Is it possible to use for loop with misleading syntax?

Question

Syntax of for loop:

for(initialization;condition;increment/decrement){
statements;
}

Why is the below code running infinite times and then why there is no syntax error?

int x=10;
for(x++;x++;x++){
printf("\n %d",x);
}

Answer 1

The for loop is defined in the C Standard in two ways

for ( expressionopt ; expressionopt ; expressionopt ) statement
for ( declaration expressionopt ; expressionopt ) statement

So this for loop

for ( x++; x++; x++ ){

has a correct form that corresponds to the first definition of the for loop.

The loop will be executed until the value x after the third expression x++ will be equal to 0.

If instead of the type int you will use the type unsigned int you will get a correct finite loop because there will not be an overflow that results in undefined behavior for signed int types.

unsigned int x=10;
for(x++;x++;x++){
printf("\n %d",x);
}

To make the loop more clear let's use the initial value of the variable x in your example will be equal to -3.

int x = -3;
for ( x++; x++; x++ ){
    printf("\n %d",x);
}

So after the first expression x++ x will be equal to -2, SO as -2 is not equal to 0 the body of the loop will get the control and the printf statement will output -1 because x was incremented also in the condition.

Then the third expression x++ will evaluated.
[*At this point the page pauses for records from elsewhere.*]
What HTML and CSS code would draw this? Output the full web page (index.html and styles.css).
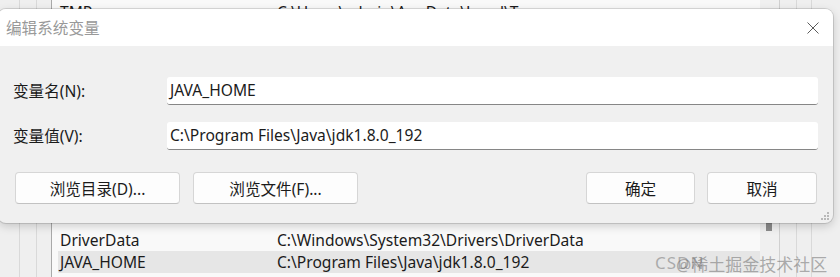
FILE: index.html
```html
<!DOCTYPE html>
<html>
<head>
    <title>编辑系统变量</title>
    <meta charset="utf-8">
    <link rel="stylesheet" href="styles.css">
</head>
<body>
    <div class="desk">
        <div class="rail r1"></div>
        <div class="rail r2"></div>
        <div class="rail r3"></div>
        <div class="list">
            <div class="row top"><span class="name">TMP</span><span class="value">C:\Users\admin\AppData\Local\Temp</span></div>
            <div class="spacer"></div>
            <div class="row"><span class="name">DriverData</span><span class="value">C:\Windows\System32\Drivers\DriverData</span></div>
            <div class="row selected"><span class="name">JAVA_HOME</span><span class="value">C:\Program Files\Java\jdk1.8.0_192</span></div>
        </div>
        <div class="scroll"><div class="thumb"></div></div>
        <div class="rail r4"></div>
        <div class="rail r5"></div>
        <div class="rail r6"></div>
    </div>

    <div class="dialog">
        <div class="titlebar">
            <span class="title">编辑系统变量</span>
            <svg class="close" width="12" height="12" viewBox="0 0 12 12">
                <path d="M0.5 0.5 L11.5 11.5 M11.5 0.5 L0.5 11.5" stroke="#5c5c5c" stroke-width="1" fill="none"/>
            </svg>
        </div>
        <div class="body">
            <div class="fields">
                <label>变量名(N):</label>
                <div class="input">JAVA_HOME</div>
                <label>变量值(V):</label>
                <div class="input">C:\Program Files\Java\jdk1.8.0_192</div>
            </div>
            <div class="buttons">
                <button class="wide">浏览目录(D)...</button>
                <button class="wide">浏览文件(F)...</button>
                <div class="fill"></div>
                <button class="narrow">确定</button>
                <button class="narrow cancel">取消</button>
            </div>
        </div>
        <svg class="grip" width="10" height="10" viewBox="0 0 10 10">
            <rect x="7" y="1" width="2" height="2" fill="#b8b8b8"/>
            <rect x="4" y="4" width="2" height="2" fill="#b8b8b8"/>
            <rect x="7" y="4" width="2" height="2" fill="#b8b8b8"/>
            <rect x="1" y="7" width="2" height="2" fill="#b8b8b8"/>
            <rect x="4" y="7" width="2" height="2" fill="#b8b8b8"/>
            <rect x="7" y="7" width="2" height="2" fill="#b8b8b8"/>
        </svg>
    </div>

    <div class="mark">CSDN</div>
    <div class="mark shift">@稀土掘金技术社区</div>
</body>
</html>
```

FILE: styles.css
```css
body { margin: 0; font-family: 'Noto Sans', 'Noto Sans CJK SC', sans-serif; font-size: 15.6px; color: #1b1b1b; overflow: hidden; }

.desk { display: flex; width: 840px; height: 277px; background: #f0f0f0; }
.rail { background: #efefef; border-right: 1px solid #d9d9d9; }
.r1 { width: 19px; }
.r2 { width: 16px; }
.r3 { width: 14px; border-right-color: #a9a9a9; }
.r4 { width: 16px; }
.r5 { width: 14px; }
.r6 { flex: 1; border-right: none; }

.list { width: 708px; display: flex; flex-direction: column; background: #f9f9f9; padding: 1px 0 4px; }
.spacer { flex: 1; }
.row { display: flex; height: 22px; line-height: 22px; padding-left: 8px; white-space: nowrap; }
.row.selected { background: #e6e6e6; margin-left: 6px; padding-left: 2px; }
.row .name { width: 217px; }
.scroll { width: 19px; background: #f0f0f0; border-right: 1px solid #d0d0d0; }
.thumb { width: 6px; height: 8px; margin: 223px 0 0 6px; background: #8a8a8a; }

.dialog { position: absolute; left: -2px; top: 9px; width: 835px; height: 214px; border-radius: 8px; background: #f0f0f0; overflow: hidden; box-shadow: 0 0 0 1px rgba(0,0,0,0.12), 0 3px 10px rgba(0,0,0,0.18); }
.titlebar { height: 37px; background: #fff; display: flex; align-items: center; justify-content: space-between; padding: 0 14px 0 8px; }
.title { color: #999; }
.close { margin-top: 1px; }

.body { padding: 31px 15px 0 15px; }
.fields { display: grid; grid-template-columns: 154px 1fr; row-gap: 17px; align-items: center; }
label { line-height: 28px; }
.input { height: 27px; line-height: 27px; background: #fff; border-bottom: 1px solid #868686; border-radius: 3px; padding-left: 3px; }

.buttons { display: flex; gap: 13px; margin-top: 22px; padding-left: 2px; }
.fill { flex: 1; }
button { height: 32px; font-family: inherit; font-size: 15.6px; color: #1b1b1b; background: #fdfdfd; border: 1px solid #d6d6d6; border-bottom-color: #c2c2c2; border-radius: 4px; padding: 0; }
.wide { width: 165px; }
.narrow { width: 109px; }
.cancel { width: 110px; margin-left: -1px; margin-right: 1px; }

.grip { position: absolute; right: 3px; bottom: 2px; }

.mark { position: absolute; left: 655px; top: 251px; font-size: 17px; color: rgba(110,110,110,0.5); white-space: nowrap; letter-spacing: 1px; }
.mark.shift { left: 676px; color: rgba(110,110,110,0.55); letter-spacing: 0; }
```
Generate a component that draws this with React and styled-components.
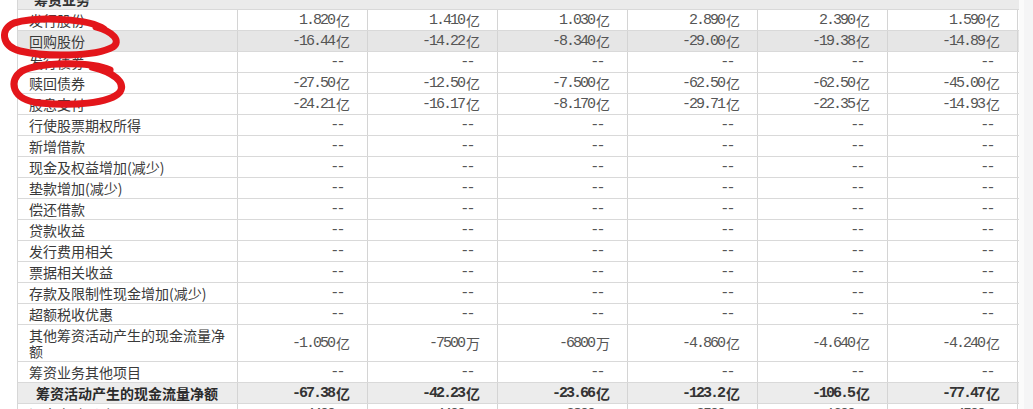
import React from "react";
import styled, { createGlobalStyle, css } from "styled-components";

const Global = createGlobalStyle`
  html, body { margin: 0; padding: 0; background: #ffffff; }
  body { overflow: hidden; width: 1033px; height: 409px; }
  #root { width: 1033px; height: 409px; overflow: hidden; }
`;

const Page = styled.div`
  position: relative;
  display: flex;
  align-items: flex-start;
  width: 1033px;
  height: 409px;
  overflow: hidden;
  padding-left: 17px;
  box-sizing: border-box;
  font-family: "Noto Sans CJK SC", "Noto Sans", sans-serif;
`;

const Table = styled.div`
  display: flex;
  flex-direction: column;
  width: 1001px;
  margin-top: -11px;
  border-left: 1px solid #d7d7d7;
  flex-shrink: 0;
`;

const Gutter = styled.div`
  flex: 1;
  align-self: stretch;
  background: #f5f5f6;
  border-left: 5px solid #fbfbfb;
`;

const Row = styled.div`
  display: grid;
  flex-shrink: 0;
  grid-template-columns: 220px repeat(6, 130px);
  height: ${(p) => (p.$tall ? 37 : 21)}px;
  box-sizing: border-box;
  border-bottom: 1px solid #d9d9d9;
  background: ${(p) => (p.$shade ? p.$shade : "#ffffff")};
`;

const HeaderRow = styled.div`
  flex-shrink: 0;
  height: 21px;
  box-sizing: border-box;
  border-bottom: 1px solid #d9d9d9;
  background: #ebebeb;
  display: flex;
  align-items: center;
  padding-left: 16px;
  font-size: 14px;
  font-weight: 700;
  color: #333333;
`;

const Label = styled.div`
  display: flex;
  align-items: center;
  box-sizing: border-box;
  border-right: 1px solid #d4d4d4;
  padding: 0 4px 0 ${(p) => (p.$bold ? 18 : 11)}px;
  font-size: 14px;
  line-height: 16px;
  color: ${(p) => (p.$bold ? "#2a2a2a" : "#3a3a3a")};
  font-weight: ${(p) => (p.$bold ? 700 : 400)};
  white-space: ${(p) => (p.$wrap ? "normal" : "nowrap")};
  overflow: hidden;
`;

const Cell = styled.div`
  display: flex;
  align-items: center;
  justify-content: flex-end;
  box-sizing: border-box;
  border-right: 1px solid #d4d4d4;
  padding-right: ${(p) => (p.$dash ? 24 : 17)}px;
  color: #555555;
  white-space: nowrap;
  ${(p) =>
    p.$bold &&
    css`
      color: #333333;
    `}
`;

const Num = styled.span`
  font-family: "Liberation Mono", "DejaVu Sans Mono", monospace;
  font-size: 15px;
  letter-spacing: ${(p) => (p.$dash ? "-2.6px" : "-2px")};
  font-weight: ${(p) => (p.$bold ? 700 : 400)};
`;

const Unit = styled.span`
  font-family: "Noto Sans CJK SC", sans-serif;
  font-size: 14px;
  margin-left: 2px;
  font-weight: ${(p) => (p.$bold ? 700 : 400)};
`;

const Marks = styled.svg`
  position: absolute;
  left: 0;
  top: 0;
  pointer-events: none;
`;

const D = "--";
const dashes = [D, D, D, D, D, D];

const rows = [
  { label: "发行股份", values: ["1.820亿", "1.410亿", "1.030亿", "2.890亿", "2.390亿", "1.590亿"] },
  { label: "回购股份", shade: "#e6e6e6", values: ["-16.44亿", "-14.22亿", "-8.340亿", "-29.00亿", "-19.38亿", "-14.89亿"] },
  { label: "发行债券", values: dashes },
  { label: "赎回债券", values: ["-27.50亿", "-12.50亿", "-7.500亿", "-62.50亿", "-62.50亿", "-45.00亿"] },
  { label: "股息支付", values: ["-24.21亿", "-16.17亿", "-8.170亿", "-29.71亿", "-22.35亿", "-14.93亿"] },
  { label: "行使股票期权所得", values: dashes },
  { label: "新增借款", values: dashes },
  { label: "现金及权益增加(减少)", values: dashes },
  { label: "垫款增加(减少)", values: dashes },
  { label: "偿还借款", values: dashes },
  { label: "贷款收益", values: dashes },
  { label: "发行费用相关", values: dashes },
  { label: "票据相关收益", values: dashes },
  { label: "存款及限制性现金增加(减少)", values: dashes },
  { label: "超额税收优惠", values: dashes },
  { label: "其他筹资活动产生的现金流量净额", tall: true, values: ["-1.050亿", "-7500万", "-6800万", "-4.860亿", "-4.640亿", "-4.240亿"] },
  { label: "筹资业务其他项目", values: dashes },
  { label: "筹资活动产生的现金流量净额", bold: true, shade: "#ececec", values: ["-67.38亿", "-42.23亿", "-23.66亿", "-123.2亿", "-106.5亿", "-77.47亿"] },
  { label: "汇率变动影响", values: ["-4400万", "-4400万", "-2800万", "-3500万", "-1600万", "-4500万"] },
];

function Value({ v, bold }) {
  if (v === D) {
    return (
      <Cell $dash>
        <Num $dash>--</Num>
      </Cell>
    );
  }
  const num = v.slice(0, -1);
  const unit = v.slice(-1);
  return (
    <Cell $bold={bold}>
      <Num $bold={bold}>{num}</Num>
      <Unit $bold={bold}>{unit}</Unit>
    </Cell>
  );
}

export default function App() {
  return (
    <>
      <Global />
      <Page>
        <Table>
          <HeaderRow>筹资业务</HeaderRow>
          {rows.map((r) => (
            <Row key={r.label} $tall={r.tall} $shade={r.shade}>
              <Label $bold={r.bold} $wrap={r.tall}>
                {r.label}
              </Label>
              {r.values.map((v, i) => (
                <Value key={i} v={v} bold={r.bold} />
              ))}
            </Row>
          ))}
        </Table>
        <Gutter />
        <Marks width="140" height="115" viewBox="0 0 140 115">
          <path
            d="M 104 29 C 90 19, 40 16, 14 23 C 0 29, 1 46, 20 51 C 45 57, 95 57, 113 47 C 121 41, 114 32, 96 27"
            fill="none"
            stroke="#e3161b"
            strokeWidth="7"
            strokeLinecap="round"
          />
          <path
            d="M 110 70 C 90 61, 40 62, 22 71 C 8 80, 11 100, 40 103 C 70 106, 110 104, 120 92 C 126 82, 113 72, 92 67"
            fill="none"
            stroke="#e3161b"
            strokeWidth="7"
            strokeLinecap="round"
          />
        </Marks>
      </Page>
    </>
  );
}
And x will be equal to 0.

So now the condition x++ will be evaluated to logical false because it is the value of x before increment.

From the C Standard (6.5.2.4 Postfix increment and decrement operators)

2 The result of the postfix ++ operator is the value of the operand. As a side effect, the value of the operand object is incremented (that is, the value 1 of the appropriate type is added to it).

Answer 2

Why is the below code running infinite times...?

Because the used condition doesn't stop it from executing since it usually never will evaluate to 0.

x is incremented twice at each iteration until it reaches the value defined in the macro INT_MAX (limits.h). After that point, incrementing x invokes undefined behavior.

...and then why there is no syntax error?

x++ is a valid condition and the compiler doesn't check whether the expression you set as condition makes sense or not. It only checks for syntax errors. So the program can be compiled and when running, the loop is infinitely.

So to answer:

Is it possible to use for loop with misleading syntax?

The answer is: Yes. But in this case it will invoked undefined behavior as said above at some point.

Answer 3

The 3 clauses of the for loop are optional and the only requirement is that they should be valid expressions - the first one could optionally contain a variable declaration. The syntax is valid.

In the 2nd clause the result of the expression is used as a check against zero. You start at 10, so the first check reads the value 10, and so on. It is never zero so the loop won't terminate.

Other than that, there is a sequence point after each for clause, so the code is also valid as far as sequencing goes. This code will of keep counting up until it hits integer overflow, which is undefined behavior.

Answer 4

The "misleading syntax" you use might be weird and bad, but it's still valid. That's why you don't get an error.

The three clauses in the loop are general expressions, with an exception for the first (the "initialization" expression) which is allowed to be a variable definition.

The reason you get an "infinite" loop is because x++ is never zero (which is the value representing "false"). It will however lead to undefined behavior as it will lead to an arithmetic overflow when you increment beyond the limit of int.

---

It might be easier to understand what's going on if you translate the for loop into the corresponding while loop (all for loops can be translated as while loops).

The for loop

for (initialization; condition; increment/decrement)
{
    statements;
}

can be translated to the while loop

initialization;
while (condition)
{
    statements;
    increment/decrement;
}

If we now do the same translation for the problematic code:

int x = 10;
for (x++; x++; x++)
{
    printf("\n %d",x);
}

it becomes

int x = 10;
x++;  // initialization
while (x++)  // condition
{
    printf("\n %d",x);  // statements
    x++;  // increment/decrement
}

This might make it clearer what's going on and why you get an "infinite" loop.